Hiding our lawmakers in Juneau hurts Railbelt residents

The Capital Site Planning Commission met throughout Alaska in the late 1970s. I covered many of those meetings for the Susitna Sentinel, a weekly newspaper then published in Talkeetna.

Specifically, I recall interesting conversations with Bill Corbus of Juneau and Arlis Sturgelewski of Anchorage during those times 30 years ago.

As I recall, the voters voted to move the capital three times in those years.

It may be similar to California, where voters’ initiatives get thrown out by courts bent on legislating rather than upholding democratic principals. In Alaska it seems easier: The Legislature just ignores the voters’ initiatives.

Back then the major issue was a territorial one. Juneau did not want to give up the capital; Fairbanks wanted it, and Anchorage wanted it. It seemed reasonable to me that a site near Willow was chosen for it.

My recollection is that Fairbanks joined Juneau to stop the move because Fairbanks was not chosen as the site. Sure, there were other issues, the monopolistic transportation services were against it, some legislators were against it. I guess some elected representatives didn’t want their activities moved away from the fog and rain of Southeast to the bright sunshine of the Susitna Valley.

To help stop the move they (the ones against the move) fabricated a phony move cost of $900 million. The $900 million would have bought a dream city with streets of gold, much, much grander than a working city for voters and legislators.

Besides, Alaska could have followed the model of at least one other state that got a new capital built for little or nothing just by trading land for it.

Who were winners in the defeat of the move? Big, big winners are the air transportation system, as I was reminded recently by an e-mail from an air carrier offering “Special Session” transportation prices. Some legislators engaging in questionable behavior won, I’m sure. Recent investigations and trials are likely just the tip of an iceberg and seem more politically driven than justice driven.

Who were the losers? The 400,000 to 500,000 thousand people living the Railbelt and adjoining highway system.

Who else? The people who live on the west and north coasts of Alaska and regional villages who have to pay double the cost and double their travel time, if they can even afford to go to Juneau at all. Certainly traveling to a Railbelt capital would cost much less.

Dear readers, access to elected officials by the majority of voters is essential. Denying access is downright unethical and un-American, but I guess not un-Alaskan.

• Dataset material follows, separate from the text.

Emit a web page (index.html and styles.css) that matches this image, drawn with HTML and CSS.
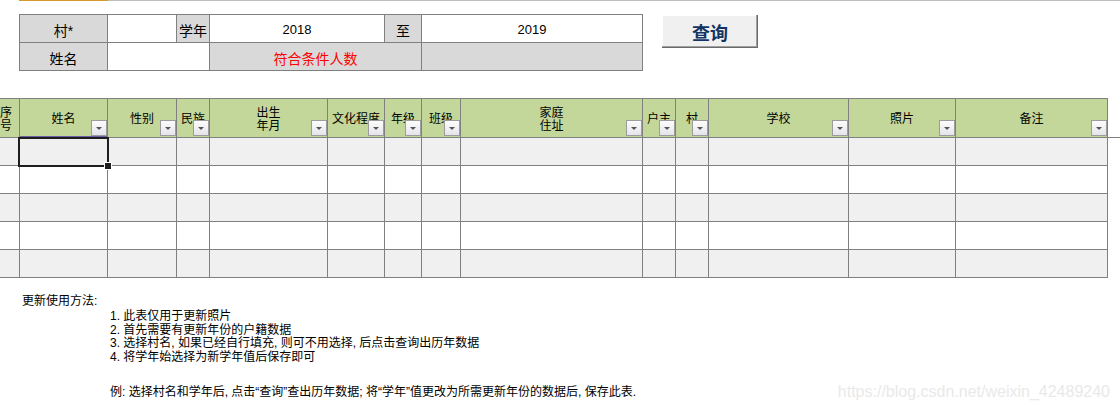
FILE: index.html
```html
<!DOCTYPE html>
<html lang="zh-CN">

<head>
  <meta charset="UTF-8">
  <meta name="viewport" content="width=device-width, initial-scale=1.0">
  <title>照片更新</title>

  <link rel="stylesheet" href="styles.css">
</head>

<body>
  <div class="top-bar">
    <span class="lead"></span>
    <span class="tab"></span>
    <span class="rule"></span>
  </div>

  <section class="query">
    <div class="form">
      <div class="cell label">村*</div>
      <div class="cell"></div>
      <div class="cell label">学年</div>
      <div class="cell num">2018</div>
      <div class="cell label">至</div>
      <div class="cell num">2019</div>
      <div class="cell label">姓名</div>
      <div class="cell span-2"></div>
      <div class="cell label span-2 count">符合条件人数</div>
      <div class="cell label"></div>
    </div>
    <button class="query-btn">查询</button>
  </section>

  <section class="sheet">
    <div class="hd first">序<br>号</div>
    <div class="hd on">姓名<span class="dd"></span></div>
    <div class="hd">性别<span class="dd"></span></div>
    <div class="hd">民族<span class="dd"></span></div>
    <div class="hd">出生<br>年月<span class="dd"></span></div>
    <div class="hd">文化程度<span class="dd"></span></div>
    <div class="hd">年级<span class="dd"></span></div>
    <div class="hd">班级<span class="dd"></span></div>
    <div class="hd">家庭<br>住址<span class="dd"></span></div>
    <div class="hd">户主<span class="dd"></span></div>
    <div class="hd">村<span class="dd"></span></div>
    <div class="hd">学校<span class="dd"></span></div>
    <div class="hd">照片<span class="dd"></span></div>
    <div class="hd">备注<span class="dd"></span></div>

    <div class="row shade">
      <div></div><div class="sel"></div><div></div><div></div><div></div><div></div><div></div>
      <div></div><div></div><div></div><div></div><div></div><div></div><div></div>
    </div>
    <div class="row">
      <div></div><div></div><div></div><div></div><div></div><div></div><div></div>
      <div></div><div></div><div></div><div></div><div></div><div></div><div></div>
    </div>
    <div class="row shade">
      <div></div><div></div><div></div><div></div><div></div><div></div><div></div>
      <div></div><div></div><div></div><div></div><div></div><div></div><div></div>
    </div>
    <div class="row">
      <div></div><div></div><div></div><div></div><div></div><div></div><div></div>
      <div></div><div></div><div></div><div></div><div></div><div></div><div></div>
    </div>
    <div class="row shade">
      <div></div><div></div><div></div><div></div><div></div><div></div><div></div>
      <div></div><div></div><div></div><div></div><div></div><div></div><div></div>
    </div>
  </section>

  <section class="notes">
    <p class="notes-title">更新使用方法:</p>
    <ul class="steps">
      <li>1. 此表仅用于更新照片</li>
      <li>2. 首先需要有更新年份的户籍数据</li>
      <li>3. 选择村名, 如果已经自行填充, 则可不用选择, 后点击查询出历年数据</li>
      <li>4. 将学年始选择为新学年值后保存即可</li>
    </ul>
    <div class="example">
      <p>例: 选择村名和学年后, 点击“查询”查出历年数据; 将“学年”值更改为所需更新年份的数据后, 保存此表.</p>
      <span class="mark">https://blog.csdn.net/weixin_42489240</span>
    </div>
  </section>
</body>

</html>
```

FILE: styles.css
```css
* {
  margin: 0;
  padding: 0;
  box-sizing: border-box;
}

body {
  width: 1120px;
  height: 414px;
  overflow: hidden;
  background-color: #fff;
  color: #000;
  font-family: "Liberation Sans", "Noto Sans CJK SC", sans-serif;
}

.top-bar {
  display: flex;
  height: 1px;
}

.top-bar .lead {
  width: 19px;
}

.top-bar .tab {
  width: 89px;
  background-color: #d6992b;
}

.top-bar .rule {
  flex: 1;
  background-color: #bdbdbd;
}

/* 查询区 */
.query {
  display: flex;
  align-items: flex-start;
  margin: 13px 0 0 19px;
}

.form {
  display: grid;
  grid-template-columns: 87px 68px 32px 174px 36px 220px;
  grid-template-rows: 27px 27px;
  gap: 1px;
  padding: 1px;
  background-color: #808080;
}

.form .cell {
  display: flex;
  align-items: center;
  justify-content: center;
  padding-top: 2px;
  background-color: #fff;
  font-size: 14px;
}

.form .label {
  background-color: #d9d9d9;
}

.form .num {
  font-size: 13px;
}

.span-2 {
  grid-column: span 2;
}

.count {
  color: #ff0000;
}

.query-btn {
  margin: 1px 0 0 19px;
  width: 96px;
  height: 33px;
  border: none;
  background-color: #f0f0f0;
  box-shadow: inset -1px -1px 0 #6a6a6a, inset -2px -2px 0 #a0a0a0, inset 1px 1px 0 #fff;
  color: #123461;
  font-family: "Noto Sans CJK SC", sans-serif;
  font-size: 18px;
  font-weight: bold;
  line-height: 1;
}

/* 数据表 */
.sheet {
  position: relative;
  margin-top: 27px;
  width: 1108px;
  display: grid;
  grid-template-columns: 19px 87px 68px 32px 117px 56px 36px 38px 181px 32px 32px 139px 106px 151px;
  grid-template-rows: 38px repeat(5, 27px);
  gap: 1px;
  padding: 1px 1px 1px 0;
  background-color: #808080;
}

/* 表头下边线延伸到窗口右侧 */
.sheet::after {
  content: "";
  position: absolute;
  top: 39px;
  left: 1108px;
  width: 12px;
  height: 1px;
  background-color: #808080;
}

.hd {
  position: relative;
  display: flex;
  align-items: center;
  justify-content: center;
  padding-top: 3px;
  overflow: hidden;
  white-space: nowrap;
  background-color: #c4d79b;
  font-size: 12px;
  line-height: 13px;
  text-align: center;
}

.hd.first {
  justify-content: flex-end;
  padding-right: 7px;
}

.hd.on {
  box-shadow: inset 0 -1px 0 #6d5ea3;
}

.dd {
  position: absolute;
  right: 0;
  bottom: 1px;
  width: 16px;
  height: 16px;
  border: 1px solid #9c9c9c;
  background: linear-gradient(#fdfdfd, #e4e4ec);
}

.dd::after {
  content: "";
  position: absolute;
  left: 4px;
  top: 6px;
  border-left: 3px solid transparent;
  border-right: 3px solid transparent;
  border-top: 3px solid #555;
}

.row {
  display: contents;
}

.row > div {
  background-color: #fff;
}

.row.shade > div {
  background-color: #f0f0f0;
}

.row > .sel {
  position: relative;
}

.sel::before {
  content: "";
  position: absolute;
  top: -1px;
  left: -2px;
  right: -2px;
  bottom: -2px;
  border: 2px solid #1e1e1e;
}

.sel::after {
  content: "";
  position: absolute;
  right: -5px;
  bottom: -5px;
  width: 6px;
  height: 6px;
  background-color: #1e1e1e;
  border: 1px solid #fff;
}

/* 说明 */
.notes {
  margin-top: 16px;
  padding-left: 22px;
  font-size: 12px;
}

.notes-title {
  line-height: 14px;
}

.steps {
  margin: 2px 0 0 88px;
  list-style: none;
  line-height: 13.5px;
}

.example {
  display: flex;
  align-items: center;
  margin: 21px 0 0 88px;
  line-height: 14px;
}

.mark {
  margin-left: auto;
  margin-right: 10px;
  color: #e9e9e9;
  font-size: 16px;
}
```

Back in the 1960s, in my former state of residence, I visited legislators on one issue at a legislative session held at night.

It was so crowded I could not get in the door of the building, but the legislature got the message. In the last few years when the Tennessee governor got the legislature to go along with tax increases, voters took time out of their workdays for several days to drive round and round the capital building. Hundreds, perhaps a thousand, demonstrated against the tax. The legislature got the message!

I have thought occasionally that if I had a pen pal in the Russian state of Georgia, I might write and say:
“I live in the largest state in the USA, but the government it is set up so I cannot go to my elected representative and meet face to face with him to discuss my concerns.”

I imagine my pen pal would write back, “It is just like here in Russia.”